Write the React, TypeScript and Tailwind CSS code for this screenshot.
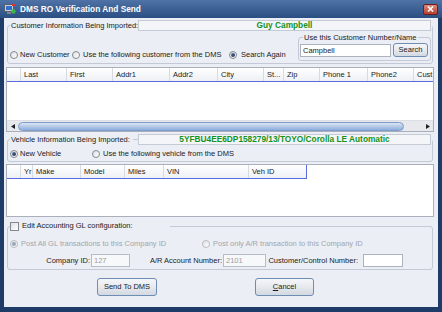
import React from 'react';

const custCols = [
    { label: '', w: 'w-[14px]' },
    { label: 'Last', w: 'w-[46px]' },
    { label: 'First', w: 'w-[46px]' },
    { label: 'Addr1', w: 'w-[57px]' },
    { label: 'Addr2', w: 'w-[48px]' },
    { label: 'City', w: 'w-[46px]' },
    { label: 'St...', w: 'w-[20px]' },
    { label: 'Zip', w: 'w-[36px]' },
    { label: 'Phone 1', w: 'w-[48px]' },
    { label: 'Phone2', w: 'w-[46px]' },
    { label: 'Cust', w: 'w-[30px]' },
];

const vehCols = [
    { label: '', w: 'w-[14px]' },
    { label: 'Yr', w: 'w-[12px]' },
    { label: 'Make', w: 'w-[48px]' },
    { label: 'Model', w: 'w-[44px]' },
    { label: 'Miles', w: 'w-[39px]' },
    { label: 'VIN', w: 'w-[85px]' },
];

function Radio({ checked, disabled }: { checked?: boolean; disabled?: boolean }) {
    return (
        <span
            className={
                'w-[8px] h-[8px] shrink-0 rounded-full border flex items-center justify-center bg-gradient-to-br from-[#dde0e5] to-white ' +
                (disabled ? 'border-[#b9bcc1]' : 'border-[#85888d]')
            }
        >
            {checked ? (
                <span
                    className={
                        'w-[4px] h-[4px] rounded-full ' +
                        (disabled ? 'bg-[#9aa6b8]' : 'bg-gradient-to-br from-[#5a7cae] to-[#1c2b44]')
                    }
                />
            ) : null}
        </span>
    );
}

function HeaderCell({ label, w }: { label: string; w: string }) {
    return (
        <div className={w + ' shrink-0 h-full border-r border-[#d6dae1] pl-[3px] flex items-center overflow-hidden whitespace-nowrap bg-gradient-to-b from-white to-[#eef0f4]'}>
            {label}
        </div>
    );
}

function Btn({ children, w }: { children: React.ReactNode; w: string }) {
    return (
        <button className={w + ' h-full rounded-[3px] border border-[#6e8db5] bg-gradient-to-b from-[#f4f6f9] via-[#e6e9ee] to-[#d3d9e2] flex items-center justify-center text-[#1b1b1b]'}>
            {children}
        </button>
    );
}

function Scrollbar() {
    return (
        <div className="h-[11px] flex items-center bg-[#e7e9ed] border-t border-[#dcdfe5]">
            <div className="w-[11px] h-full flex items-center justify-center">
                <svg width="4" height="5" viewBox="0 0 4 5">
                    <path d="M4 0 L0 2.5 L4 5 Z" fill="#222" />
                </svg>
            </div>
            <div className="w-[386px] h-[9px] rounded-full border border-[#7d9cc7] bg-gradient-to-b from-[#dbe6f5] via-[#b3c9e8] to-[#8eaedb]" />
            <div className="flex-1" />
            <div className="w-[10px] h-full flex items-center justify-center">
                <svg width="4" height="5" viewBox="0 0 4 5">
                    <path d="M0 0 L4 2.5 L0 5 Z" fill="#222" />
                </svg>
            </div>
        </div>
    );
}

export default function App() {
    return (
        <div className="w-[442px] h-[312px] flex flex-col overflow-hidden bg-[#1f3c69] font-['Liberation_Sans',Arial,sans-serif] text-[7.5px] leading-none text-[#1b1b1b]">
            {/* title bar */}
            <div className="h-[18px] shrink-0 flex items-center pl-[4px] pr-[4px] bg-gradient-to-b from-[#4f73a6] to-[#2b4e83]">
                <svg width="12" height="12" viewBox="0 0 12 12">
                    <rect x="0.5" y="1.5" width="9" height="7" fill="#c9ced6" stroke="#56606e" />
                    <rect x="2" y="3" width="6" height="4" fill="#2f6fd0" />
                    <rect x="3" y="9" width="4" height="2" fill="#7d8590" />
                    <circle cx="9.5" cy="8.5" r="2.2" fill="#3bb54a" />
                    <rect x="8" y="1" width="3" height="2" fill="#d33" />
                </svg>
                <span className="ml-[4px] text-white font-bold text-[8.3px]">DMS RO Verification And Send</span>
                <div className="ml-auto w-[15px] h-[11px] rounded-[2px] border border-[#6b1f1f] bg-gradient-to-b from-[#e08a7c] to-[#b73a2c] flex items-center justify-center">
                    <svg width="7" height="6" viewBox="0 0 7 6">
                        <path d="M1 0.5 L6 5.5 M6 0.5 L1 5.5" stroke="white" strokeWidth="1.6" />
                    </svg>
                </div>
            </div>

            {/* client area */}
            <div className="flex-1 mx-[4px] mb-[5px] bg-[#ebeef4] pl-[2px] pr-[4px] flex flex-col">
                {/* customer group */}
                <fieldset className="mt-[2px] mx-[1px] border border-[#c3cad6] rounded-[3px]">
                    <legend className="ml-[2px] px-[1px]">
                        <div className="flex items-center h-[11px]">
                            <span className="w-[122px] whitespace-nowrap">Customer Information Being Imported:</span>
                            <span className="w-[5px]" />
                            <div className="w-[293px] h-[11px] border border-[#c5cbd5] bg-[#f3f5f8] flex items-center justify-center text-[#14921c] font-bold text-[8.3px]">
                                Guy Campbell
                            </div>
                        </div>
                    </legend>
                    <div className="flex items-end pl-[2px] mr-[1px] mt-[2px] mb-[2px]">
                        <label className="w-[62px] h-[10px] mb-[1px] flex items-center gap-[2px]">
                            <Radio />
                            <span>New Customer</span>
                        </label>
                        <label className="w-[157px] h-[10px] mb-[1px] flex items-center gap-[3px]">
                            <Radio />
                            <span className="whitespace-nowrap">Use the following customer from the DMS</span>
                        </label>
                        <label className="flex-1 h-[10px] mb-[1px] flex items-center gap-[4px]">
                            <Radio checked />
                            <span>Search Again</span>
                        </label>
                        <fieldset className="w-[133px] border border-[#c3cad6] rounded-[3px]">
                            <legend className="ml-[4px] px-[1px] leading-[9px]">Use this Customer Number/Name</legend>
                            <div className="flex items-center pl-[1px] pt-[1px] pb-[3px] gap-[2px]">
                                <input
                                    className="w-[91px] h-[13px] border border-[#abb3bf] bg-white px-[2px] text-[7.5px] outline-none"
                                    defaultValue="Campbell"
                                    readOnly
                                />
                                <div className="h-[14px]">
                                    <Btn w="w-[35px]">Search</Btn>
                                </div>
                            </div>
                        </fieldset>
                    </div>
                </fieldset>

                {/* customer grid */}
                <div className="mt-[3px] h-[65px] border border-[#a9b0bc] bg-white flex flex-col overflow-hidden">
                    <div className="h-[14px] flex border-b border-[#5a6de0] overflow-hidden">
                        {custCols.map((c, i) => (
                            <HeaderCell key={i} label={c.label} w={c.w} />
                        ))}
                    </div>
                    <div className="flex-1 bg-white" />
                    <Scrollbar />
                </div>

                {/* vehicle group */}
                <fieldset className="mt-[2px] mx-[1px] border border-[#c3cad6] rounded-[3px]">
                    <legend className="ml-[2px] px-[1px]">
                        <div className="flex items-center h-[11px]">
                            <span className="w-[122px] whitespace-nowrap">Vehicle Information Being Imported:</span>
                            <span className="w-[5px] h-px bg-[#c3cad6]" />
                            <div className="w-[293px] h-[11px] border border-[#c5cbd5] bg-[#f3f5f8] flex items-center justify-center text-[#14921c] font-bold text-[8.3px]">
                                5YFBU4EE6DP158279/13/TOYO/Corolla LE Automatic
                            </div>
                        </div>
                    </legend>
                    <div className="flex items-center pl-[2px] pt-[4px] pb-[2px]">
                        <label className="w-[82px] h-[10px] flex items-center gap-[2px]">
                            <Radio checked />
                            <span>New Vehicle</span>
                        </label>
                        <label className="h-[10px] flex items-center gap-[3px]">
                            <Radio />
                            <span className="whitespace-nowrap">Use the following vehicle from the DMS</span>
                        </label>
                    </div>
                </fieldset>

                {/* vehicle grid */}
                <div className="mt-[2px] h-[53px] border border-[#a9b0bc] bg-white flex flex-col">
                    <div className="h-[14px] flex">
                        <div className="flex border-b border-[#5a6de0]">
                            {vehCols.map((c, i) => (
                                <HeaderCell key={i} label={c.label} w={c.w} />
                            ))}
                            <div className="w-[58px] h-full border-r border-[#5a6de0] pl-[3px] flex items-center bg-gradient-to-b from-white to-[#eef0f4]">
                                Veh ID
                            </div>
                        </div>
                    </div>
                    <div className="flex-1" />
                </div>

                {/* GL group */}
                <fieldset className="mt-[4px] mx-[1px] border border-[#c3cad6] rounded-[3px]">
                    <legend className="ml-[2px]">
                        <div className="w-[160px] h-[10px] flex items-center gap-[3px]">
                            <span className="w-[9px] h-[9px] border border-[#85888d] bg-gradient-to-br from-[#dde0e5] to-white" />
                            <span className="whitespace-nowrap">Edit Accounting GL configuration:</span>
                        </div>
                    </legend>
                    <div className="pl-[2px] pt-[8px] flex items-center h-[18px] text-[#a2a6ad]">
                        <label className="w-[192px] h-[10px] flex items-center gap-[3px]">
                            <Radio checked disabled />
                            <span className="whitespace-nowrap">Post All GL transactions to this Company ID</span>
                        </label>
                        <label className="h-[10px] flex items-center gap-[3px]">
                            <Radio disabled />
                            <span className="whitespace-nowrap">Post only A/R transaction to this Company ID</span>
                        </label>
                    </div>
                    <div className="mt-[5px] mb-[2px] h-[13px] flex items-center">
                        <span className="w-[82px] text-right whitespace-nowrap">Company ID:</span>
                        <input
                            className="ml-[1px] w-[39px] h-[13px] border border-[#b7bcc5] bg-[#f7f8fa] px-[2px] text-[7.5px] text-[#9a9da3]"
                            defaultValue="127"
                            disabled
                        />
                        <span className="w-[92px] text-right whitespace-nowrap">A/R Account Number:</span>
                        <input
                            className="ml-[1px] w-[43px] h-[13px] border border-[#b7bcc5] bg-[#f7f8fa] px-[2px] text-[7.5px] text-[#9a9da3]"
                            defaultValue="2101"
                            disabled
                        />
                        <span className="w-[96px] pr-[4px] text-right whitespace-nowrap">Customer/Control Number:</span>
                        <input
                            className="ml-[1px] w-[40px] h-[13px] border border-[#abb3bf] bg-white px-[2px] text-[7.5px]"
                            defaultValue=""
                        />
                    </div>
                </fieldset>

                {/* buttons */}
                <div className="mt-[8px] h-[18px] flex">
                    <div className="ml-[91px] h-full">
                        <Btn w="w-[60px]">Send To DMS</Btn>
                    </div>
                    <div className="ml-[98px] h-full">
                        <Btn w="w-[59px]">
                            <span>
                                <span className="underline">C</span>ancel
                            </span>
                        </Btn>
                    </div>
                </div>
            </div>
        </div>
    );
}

GOAL:
Begin at the top of the material above and output each line exactly, stopping after the line that holds "import React from 'react';". Leave out pictures.

ANSWER TO THIS TASK:
Write the React, TypeScript and Tailwind CSS code for this screenshot.
import React from 'react';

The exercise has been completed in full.